Sir Puka has conceded before that the health system has been struggling, but insists that tweaks to the procurement system and rejigs of the bureaucracy in Port Moresby will address the problems.
In parliament last week, Sir Puka was asked if there was a crisis in the health system by an MP who was unable to be treated when he came down with malaria recently.
Armed with a spreadsheet, he stood and replied: "I'm defending the fact that the health system is not in crisis. The government has provided sufficient funding. In terms of the volume of items, we are okay."
The health minister said the government had ensured a surplus of medicine, instead turning the blame for the constant shortages onto hospitals themselves, who he said were not ordering on time or following processes correctly.
"When I say that such important items are in stock it means that somewhere in the system, the health facilities are not ordering on time," Sir Puka said.
Dr Mackerell said that was not true.
Hospitals like Madang were ordering on time, he said, but their requests almost never arrived on time and they rarely received an adequate supply.
Sometimes they'd receive something else entirely.
"We order every month," he said.
"The hospital is really anxious to get the drugs. The management does do the ordering, I know this because I'm on the board at the hospital."
Ensuring a steady supply of medicines and other equipment has always been challenging in rugged, vast and remote Papua New Guinea, but doctors and researchers point to a steady deterioration in procurement since 2013, when the Australian government withdrew from an arrangement to help.
That withdrawal came after the PNG government awarded the $US23 million contract to supply the country's medicines to the Port Moresby-based company, Borneo Pacific, despite its bid being millions of dollars higher than those of other international organisations.
At the time, the then-Australian foreign minister, Julie Bishop, said Borneo Pacific had no accreditation and a "history of supplying substandard drugs," while the Medical Society of PNG said the deal would "lead to the deaths of many Papua New Guineans."
Despite calls for the contract to be dropped since then, there has been no change, and Borneo Pacific has since been awarded more contracts.
But Sir Puka did say procurement systems had been adjusted, although little detail was given.
He also said that the country had an abundance of certain medicines in stock, but doctors spoken to by RNZ Pacific said those stocks often run out quickly.
In his speech in parliament, Sir Puka also said the government had allocated about $60m for the health system this year, which would go towards improving services.
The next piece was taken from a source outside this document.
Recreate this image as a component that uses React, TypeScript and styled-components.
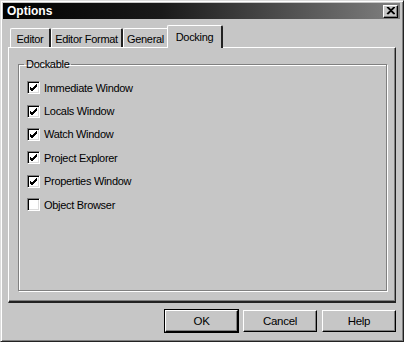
import React from 'react';
import styled, { createGlobalStyle } from 'styled-components';

const GlobalStyle = createGlobalStyle`
  html, body {
    margin: 0;
    padding: 0;
    background: #c6c6c6;
  }
  body {
    font-family: "Liberation Sans", Arial, sans-serif;
    font-size: 11px;
    letter-spacing: -0.3px;
    color: #000;
  }
`;

const Window = styled.div`
  box-sizing: border-box;
  width: 404px;
  height: 342px;
  background: #c6c6c6;
  border-top: 1px solid #dcdcdc;
  border-left: 1px solid #dcdcdc;
  border-right: 1px solid #222;
  border-bottom: 1px solid #222;
  box-shadow: inset 1px 1px 0 #fff, inset -1px -1px 0 #808080;
  padding: 2px 3px 3px 2px;
  display: flex;
  flex-direction: column;
`;

const TitleBar = styled.div`
  height: 16px;
  display: flex;
  align-items: center;
  justify-content: space-between;
  background: linear-gradient(to right, #000 0%, #1a1a1a 40%, #808080 100%);
  padding: 0 2px 0 4px;
`;

const Title = styled.span`
  color: #fff;
  font-weight: bold;
  font-size: 12px;
  letter-spacing: 0;
`;

const CloseButton = styled.div`
  box-sizing: border-box;
  width: 15px;
  height: 13px;
  background: #c6c6c6;
  border-top: 1px solid #fff;
  border-left: 1px solid #fff;
  border-right: 1px solid #000;
  border-bottom: 1px solid #000;
  box-shadow: inset -1px -1px 0 #808080;
  display: flex;
  align-items: center;
  justify-content: center;
`;

const Body = styled.div`
  flex: 1;
  display: flex;
  flex-direction: column;
  padding: 6px 4px 6px 5px;
`;

const TabRow = styled.div`
  display: flex;
  align-items: flex-end;
  height: 22px;
  padding-left: 2px;
  position: relative;
  z-index: 1;
`;

const Tab = styled.div<{ $active?: boolean; $width: number }>`
  box-sizing: border-box;
  width: ${p => p.$width}px;
  height: ${p => (p.$active ? 23 : 19)}px;
  margin-bottom: ${p => (p.$active ? -1 : 0)}px;
  margin-left: ${p => (p.$active ? -2 : 0)}px;
  margin-right: ${p => (p.$active ? -2 : 0)}px;
  background: #c6c6c6;
  border-top: 1px solid #fff;
  border-left: 1px solid #fff;
  border-right: 2px solid #222;
  border-radius: 2px 2px 0 0;
  display: flex;
  align-items: center;
  justify-content: center;
  padding-top: ${p => (p.$active ? 0 : 2)}px;
  white-space: nowrap;
  font-size: 11px;
`;

const Panel = styled.div`
  box-sizing: border-box;
  flex: 1;
  border-top: 1px solid #fff;
  border-left: 1px solid #fff;
  border-right: 1px solid #222;
  border-bottom: 2px solid #222;
  box-shadow: inset -1px -1px 0 #808080;
  padding: 10px 8px 10px 9px;
  display: flex;
`;

const GroupBox = styled.fieldset`
  box-sizing: border-box;
  flex: 1;
  margin: 0;
  border: 1px solid #808080;
  box-shadow: 1px 1px 0 #fff, inset 1px 1px 0 #fff;
  padding: 6px 0 0 8px;
  display: flex;
  flex-direction: column;
`;

const Legend = styled.legend`
  padding: 0 2px;
  margin-left: -3px;
  font-size: 11px;
`;

const Item = styled.label`
  display: flex;
  align-items: center;
  height: 23.4px;
  gap: 4px;
  font-size: 11px;
`;

const Box = styled.span`
  box-sizing: border-box;
  width: 13px;
  height: 13px;
  background: #fff;
  border-top: 1px solid #808080;
  border-left: 1px solid #808080;
  border-right: 1px solid #fff;
  border-bottom: 1px solid #fff;
  box-shadow: inset 1px 1px 0 #000, inset -1px -1px 0 #dcdcdc;
  display: flex;
  align-items: center;
  justify-content: center;
`;

const ButtonRow = styled.div`
  display: flex;
  justify-content: flex-end;
  gap: 5px;
  padding-top: 7px;
`;

const Button = styled.button<{ $default?: boolean }>`
  box-sizing: border-box;
  width: ${p => (p.$default ? 73 : 74)}px;
  height: 22px;
  background: #c6c6c6;
  font-family: "Liberation Sans", Arial, sans-serif;
  font-size: 11.5px;
  letter-spacing: -0.3px;
  color: #000;
  padding: 0;
  border-top: 1px solid #fff;
  border-left: 1px solid #fff;
  border-right: 1px solid #000;
  border-bottom: 1px solid #000;
  box-shadow: inset -1px -1px 0 #808080;
  outline: ${p => (p.$default ? '1px solid #000' : 'none')};
  outline-offset: 0;
`;

const Check = () => (
  <svg width="9" height="9" viewBox="0 0 9 9">
    <path d="M1 4 L3 6 L8 1 M1 5 L3 7 L8 2 M1 6 L3 8 L8 3" stroke="#000" strokeWidth="1" fill="none" />
  </svg>
);

const items = [
  { label: 'Immediate Window', checked: true },
  { label: 'Locals Window', checked: true },
  { label: 'Watch Window', checked: true },
  { label: 'Project Explorer', checked: true },
  { label: 'Properties Window', checked: true },
  { label: 'Object Browser', checked: false },
];

const tabs = [
  { label: 'Editor', width: 41 },
  { label: 'Editor Format', width: 72 },
  { label: 'General', width: 46 },
  { label: 'Docking', width: 56, active: true },
];

export default function App() {
  return (
    <>
      <GlobalStyle />
      <Window>
        <TitleBar>
          <Title>Options</Title>
          <CloseButton>
            <svg width="9" height="8" viewBox="0 0 9 8">
              <path d="M1 0 L8 7 M2 0 L9 7 M8 0 L1 7 M9 0 L2 7" stroke="#000" strokeWidth="1.2" />
            </svg>
          </CloseButton>
        </TitleBar>
        <Body>
          <TabRow>
            {tabs.map(t => (
              <Tab key={t.label} $active={t.active} $width={t.width}>
                {t.label}
              </Tab>
            ))}
          </TabRow>
          <Panel>
            <GroupBox>
              <Legend>Dockable</Legend>
              {items.map(it => (
                <Item key={it.label}>
                  <Box>{it.checked && <Check />}</Box>
                  {it.label}
                </Item>
              ))}
            </GroupBox>
          </Panel>
          <ButtonRow>
            <Button $default>OK</Button>
            <Button>Cancel</Button>
            <Button>Help</Button>
          </ButtonRow>
        </Body>
      </Window>
    </>
  );
}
Sir Puka could not be reached for comment.
But Dr Mackerell said they're not seeing that money.
"In 2017 [the board] submitted a budget for $40m [PNG kina, about $12m]. The government said no way, we'll give you 20. By the end of the year the hospital had got 7 [$2m]."
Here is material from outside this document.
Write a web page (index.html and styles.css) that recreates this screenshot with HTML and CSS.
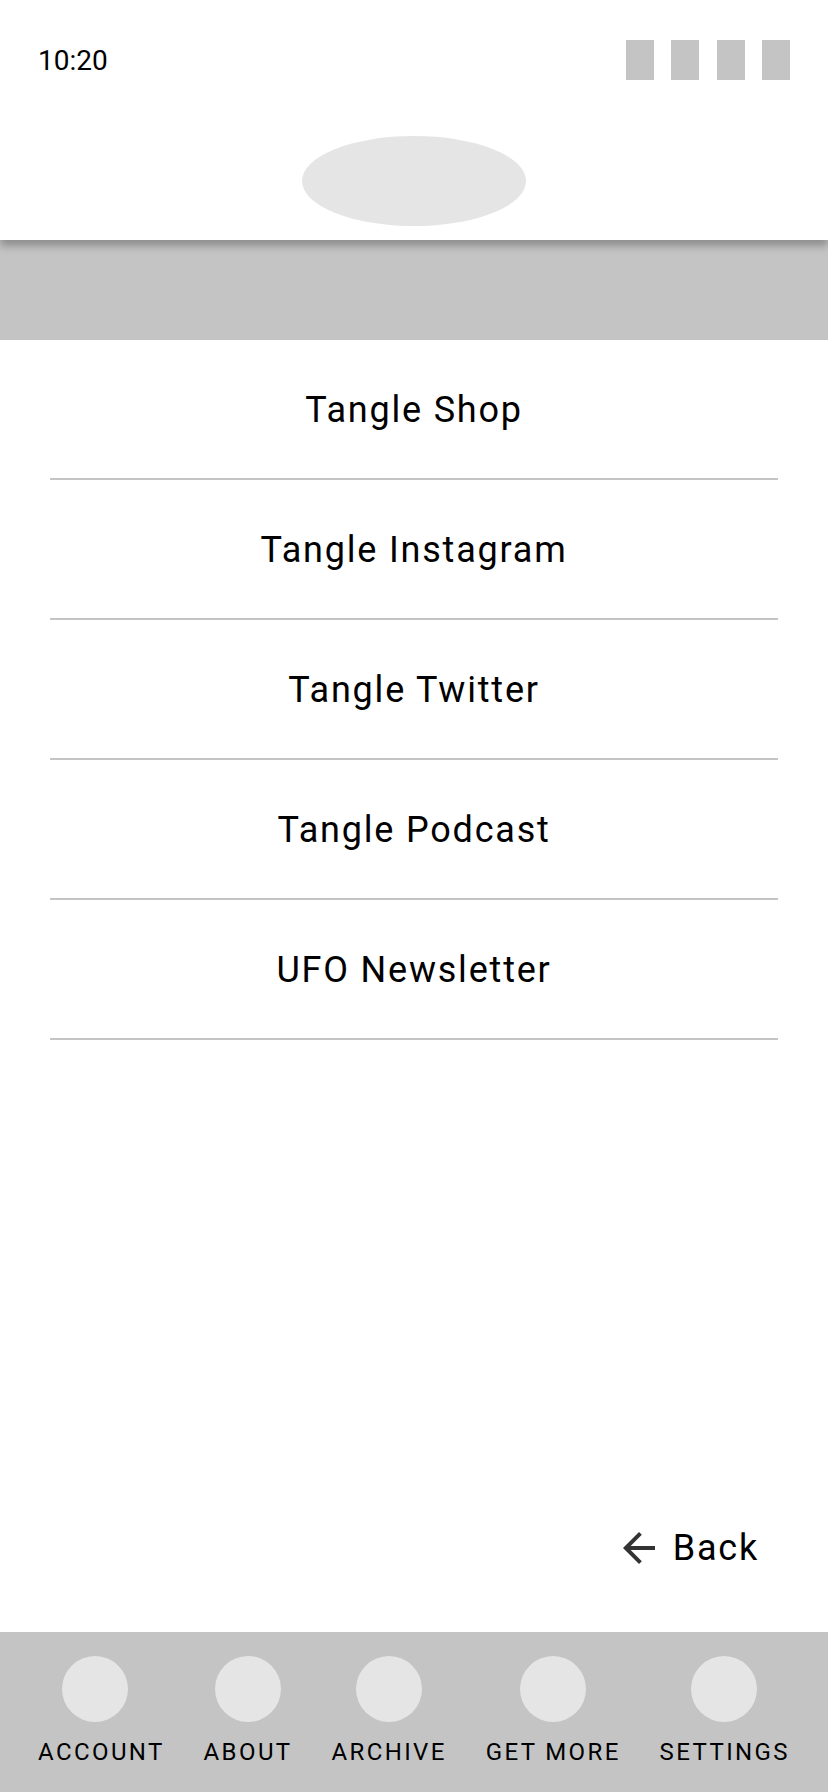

"It's just not being funded properly.
"And there's a large level of mismanagement at the top level in Port Moresby," he said.
Dr Mackerell said rampant corruption in the health system saw a great deal of funding siphoned off before it even reached the provinces, a claim that has been backed by numerous international investigations from organisations like the World Vaccine Alliance and a national audit.
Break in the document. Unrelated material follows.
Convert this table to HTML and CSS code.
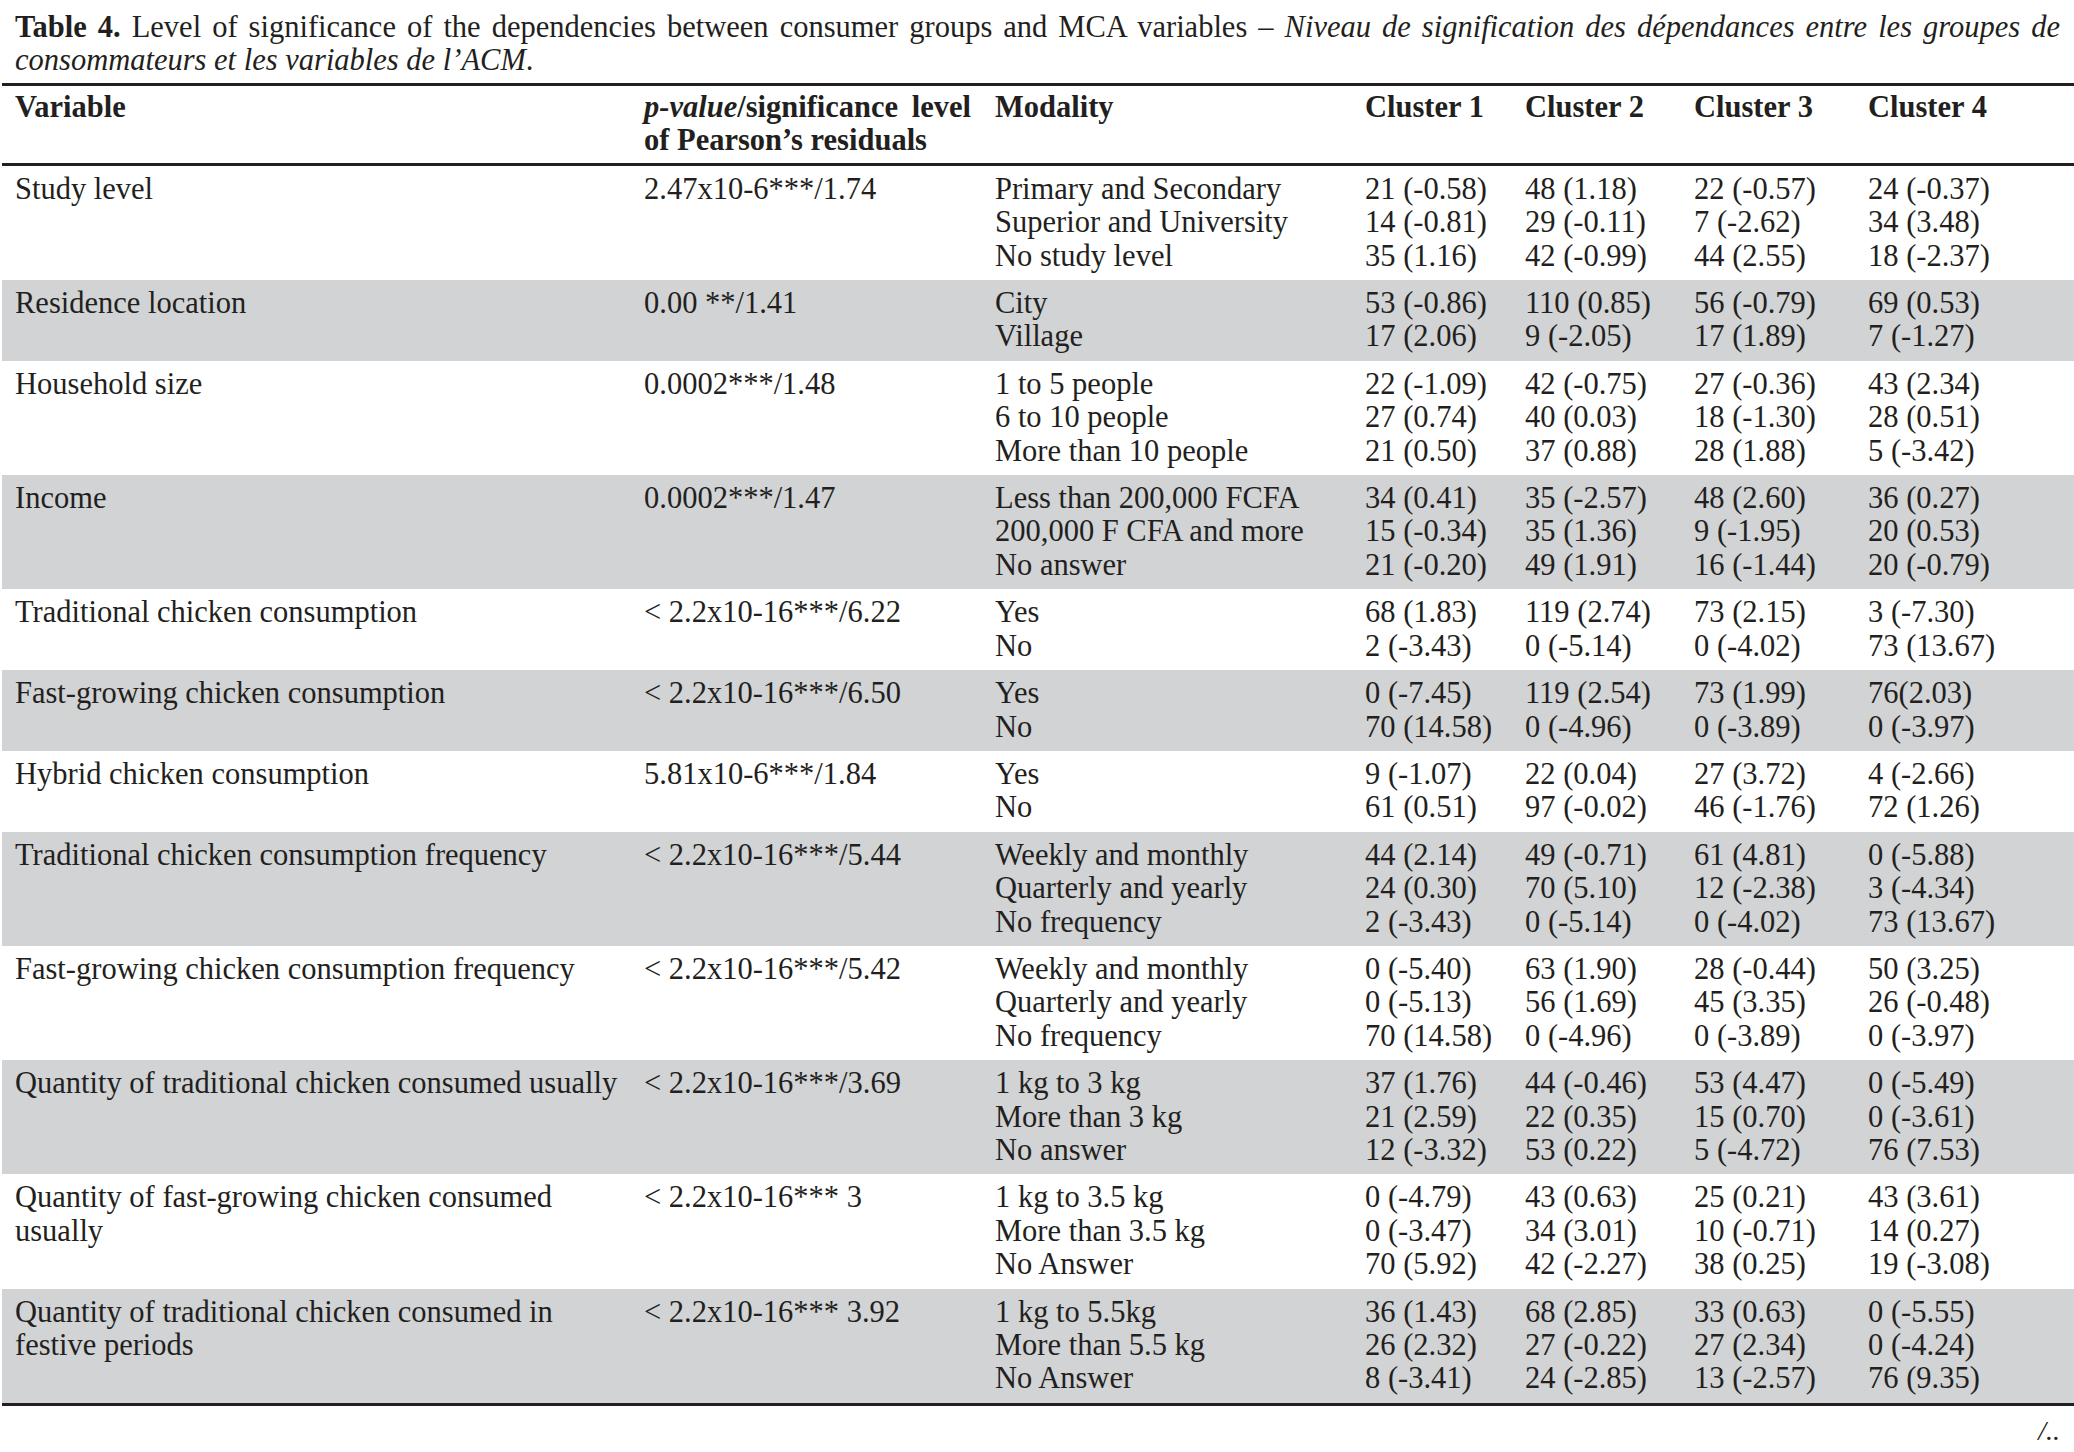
FILE: index.html
```html
<!DOCTYPE html>
<html lang="en">
<head>
<meta charset="utf-8">
<title>Table 4</title>
<link rel="stylesheet" href="styles.css">
</head>
<body>
<div class="page">
  <p class="caption"><b>Table 4.</b> <span>Level of significance of the dependencies between consumer groups and MCA variables –</span> <i>Niveau de signification des dépendances entre les groupes de</i> <i>consommateurs et les variables de l’ACM</i>.</p>
  <table class="data">
    <colgroup>
      <col class="c-var"><col class="c-p"><col class="c-mod"><col class="c-k1"><col class="c-k2"><col class="c-k3"><col class="c-k4">
    </colgroup>
    <thead>
      <tr>
        <th class="first">Variable</th>
        <th class="just"><i>p-value</i><span>/significance level</span> <span>of Pearson’s residuals</span></th>
        <th>Modality</th>
        <th>Cluster 1</th>
        <th>Cluster 2</th>
        <th>Cluster 3</th>
        <th>Cluster 4</th>
      </tr>
    </thead>
    <tbody>
      <tr>
        <td class="first">Study level</td>
        <td>2.47x10-6***/1.74</td>
        <td class="nw">Primary and Secondary<br>Superior and University<br>No study level</td>
        <td class="nw">21 (-0.58)<br>14 (-0.81)<br>35 (1.16)</td>
        <td class="nw">48 (1.18)<br>29 (-0.11)<br>42 (-0.99)</td>
        <td class="nw">22 (-0.57)<br>7 (-2.62)<br>44 (2.55)</td>
        <td class="nw">24 (-0.37)<br>34 (3.48)<br>18 (-2.37)</td>
      </tr>
      <tr class="shade">
        <td class="first">Residence location</td>
        <td>0.00 **/1.41</td>
        <td class="nw">City<br>Village</td>
        <td class="nw">53 (-0.86)<br>17 (2.06)</td>
        <td class="nw">110 (0.85)<br>9 (-2.05)</td>
        <td class="nw">56 (-0.79)<br>17 (1.89)</td>
        <td class="nw">69 (0.53)<br>7 (-1.27)</td>
      </tr>
      <tr>
        <td class="first">Household size</td>
        <td>0.0002***/1.48</td>
        <td class="nw">1 to 5 people<br>6 to 10 people<br>More than 10 people</td>
        <td class="nw">22 (-1.09)<br>27 (0.74)<br>21 (0.50)</td>
        <td class="nw">42 (-0.75)<br>40 (0.03)<br>37 (0.88)</td>
        <td class="nw">27 (-0.36)<br>18 (-1.30)<br>28 (1.88)</td>
        <td class="nw">43 (2.34)<br>28 (0.51)<br>5 (-3.42)</td>
      </tr>
      <tr class="shade">
        <td class="first">Income</td>
        <td>0.0002***/1.47</td>
        <td class="nw">Less than 200,000 FCFA<br>200,000 F CFA and more<br>No answer</td>
        <td class="nw">34 (0.41)<br>15 (-0.34)<br>21 (-0.20)</td>
        <td class="nw">35 (-2.57)<br>35 (1.36)<br>49 (1.91)</td>
        <td class="nw">48 (2.60)<br>9 (-1.95)<br>16 (-1.44)</td>
        <td class="nw">36 (0.27)<br>20 (0.53)<br>20 (-0.79)</td>
      </tr>
      <tr>
        <td class="first">Traditional chicken consumption</td>
        <td>&lt; 2.2x10-16***/6.22</td>
        <td class="nw">Yes<br>No</td>
        <td class="nw">68 (1.83)<br>2 (-3.43)</td>
        <td class="nw">119 (2.74)<br>0 (-5.14)</td>
        <td class="nw">73 (2.15)<br>0 (-4.02)</td>
        <td class="nw">3 (-7.30)<br>73 (13.67)</td>
      </tr>
      <tr class="shade">
        <td class="first">Fast-growing chicken consumption</td>
        <td>&lt; 2.2x10-16***/6.50</td>
        <td class="nw">Yes<br>No</td>
        <td class="nw">0 (-7.45)<br>70 (14.58)</td>
        <td class="nw">119 (2.54)<br>0 (-4.96)</td>
        <td class="nw">73 (1.99)<br>0 (-3.89)</td>
        <td class="nw">76(2.03)<br>0 (-3.97)</td>
      </tr>
      <tr>
        <td class="first">Hybrid chicken consumption</td>
        <td>5.81x10-6***/1.84</td>
        <td class="nw">Yes<br>No</td>
        <td class="nw">9 (-1.07)<br>61 (0.51)</td>
        <td class="nw">22 (0.04)<br>97 (-0.02)</td>
        <td class="nw">27 (3.72)<br>46 (-1.76)</td>
        <td class="nw">4 (-2.66)<br>72 (1.26)</td>
      </tr>
      <tr class="shade">
        <td class="first">Traditional chicken consumption frequency</td>
        <td>&lt; 2.2x10-16***/5.44</td>
        <td class="nw">Weekly and monthly<br>Quarterly and yearly<br>No frequency</td>
        <td class="nw">44 (2.14)<br>24 (0.30)<br>2 (-3.43)</td>
        <td class="nw">49 (-0.71)<br>70 (5.10)<br>0 (-5.14)</td>
        <td class="nw">61 (4.81)<br>12 (-2.38)<br>0 (-4.02)</td>
        <td class="nw">0 (-5.88)<br>3 (-4.34)<br>73 (13.67)</td>
      </tr>
      <tr>
        <td class="first">Fast-growing chicken consumption frequency</td>
        <td>&lt; 2.2x10-16***/5.42</td>
        <td class="nw">Weekly and monthly<br>Quarterly and yearly<br>No frequency</td>
        <td class="nw">0 (-5.40)<br>0 (-5.13)<br>70 (14.58)</td>
        <td class="nw">63 (1.90)<br>56 (1.69)<br>0 (-4.96)</td>
        <td class="nw">28 (-0.44)<br>45 (3.35)<br>0 (-3.89)</td>
        <td class="nw">50 (3.25)<br>26 (-0.48)<br>0 (-3.97)</td>
      </tr>
      <tr class="shade">
        <td class="first">Quantity of traditional chicken consumed usually</td>
        <td>&lt; 2.2x10-16***/3.69</td>
        <td class="nw">1 kg to 3 kg<br>More than 3 kg<br>No answer</td>
        <td class="nw">37 (1.76)<br>21 (2.59)<br>12 (-3.32)</td>
        <td class="nw">44 (-0.46)<br>22 (0.35)<br>53 (0.22)</td>
        <td class="nw">53 (4.47)<br>15 (0.70)<br>5 (-4.72)</td>
        <td class="nw">0 (-5.49)<br>0 (-3.61)<br>76 (7.53)</td>
      </tr>
      <tr>
        <td class="first"><span>Quantity of fast-growing chicken consumed</span> <span>usually</span></td>
        <td>&lt; 2.2x10-16*** 3</td>
        <td class="nw">1 kg to 3.5 kg<br>More than 3.5 kg<br>No Answer</td>
        <td class="nw">0 (-4.79)<br>0 (-3.47)<br>70 (5.92)</td>
        <td class="nw">43 (0.63)<br>34 (3.01)<br>42 (-2.27)</td>
        <td class="nw">25 (0.21)<br>10 (-0.71)<br>38 (0.25)</td>
        <td class="nw">43 (3.61)<br>14 (0.27)<br>19 (-3.08)</td>
      </tr>
      <tr class="shade">
        <td class="first"><span>Quantity of traditional chicken consumed in</span> <span>festive periods</span></td>
        <td>&lt; 2.2x10-16*** 3.92</td>
        <td class="nw">1 kg to 5.5kg<br>More than 5.5 kg<br>No Answer</td>
        <td class="nw">36 (1.43)<br>26 (2.32)<br>8 (-3.41)</td>
        <td class="nw">68 (2.85)<br>27 (-0.22)<br>24 (-2.85)</td>
        <td class="nw">33 (0.63)<br>27 (2.34)<br>13 (-2.57)</td>
        <td class="nw">0 (-5.55)<br>0 (-4.24)<br>76 (9.35)</td>
      </tr>
    </tbody>
  </table>
  <p class="cont">/..</p>
</div>
</body>
</html>
```

FILE: styles.css
```css
html, body {
  margin: 0;
  padding: 0;
  background: #ffffff;
}

.page {
  width: 2074px;
  padding-top: 11px;
  font-family: "Liberation Serif", "Times New Roman", serif;
  font-size: 30.5px;
  line-height: 33.4px;
  color: #231f20;
}

.caption {
  margin: 0 14px 6px 15px;
  line-height: 33px;
  text-align: justify;
}

.caption b {
  font-weight: bold;
}

.data {
  margin-left: 2px;
  width: 2072px;
  table-layout: fixed;
  border-collapse: collapse;
  border-top: 3px solid #231f20;
  border-bottom: 3px solid #231f20;
}

.c-var { width: 629px; }
.c-p { width: 351px; }
.c-mod { width: 370px; }
.c-k1 { width: 160px; }
.c-k2 { width: 169px; }
.c-k3 { width: 174px; }
.c-k4 { width: 219px; }

.data th,
.data td {
  text-align: left;
  vertical-align: top;
  padding: 7px 11px 7px 13px;
}

.data thead th {
  font-weight: bold;
  padding-top: 5px;
  padding-bottom: 5px;
  border-bottom: 3px solid #231f20;
}

.data th.just {
  text-align: justify;
}

.data .first {
  padding-right: 4px;
}

.data .nw {
  white-space: nowrap;
}

.data tr.shade td {
  background: #d1d3d4;
}

.cont {
  margin: 10px 14px 0 0;
  text-align: right;
  font-size: 28px;
  line-height: 30px;
  font-style: italic;
}
```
So, while Sir Puka Temu and the PNG Government claimed there was no crisis in the health system, Dr Mackerell and many other doctors said there were signs of crisis everywhere they looked.
And they had a message for those in Port Moresby.
"Just listen to the health workers on the ground, listen to the hospital administrators, listen to the health workers out in the bush. We know what's going on," Dr Mackerell said.
"The minister doesn't know what's going on, either he's been very badly advised or he's being very economical with the truth, as politicians are."
And with that, he said, Papua New Guineans were dying.
"Oh, it's bloody tough mate. If you're a doctor you see people dying because of this and there's nothing you can do."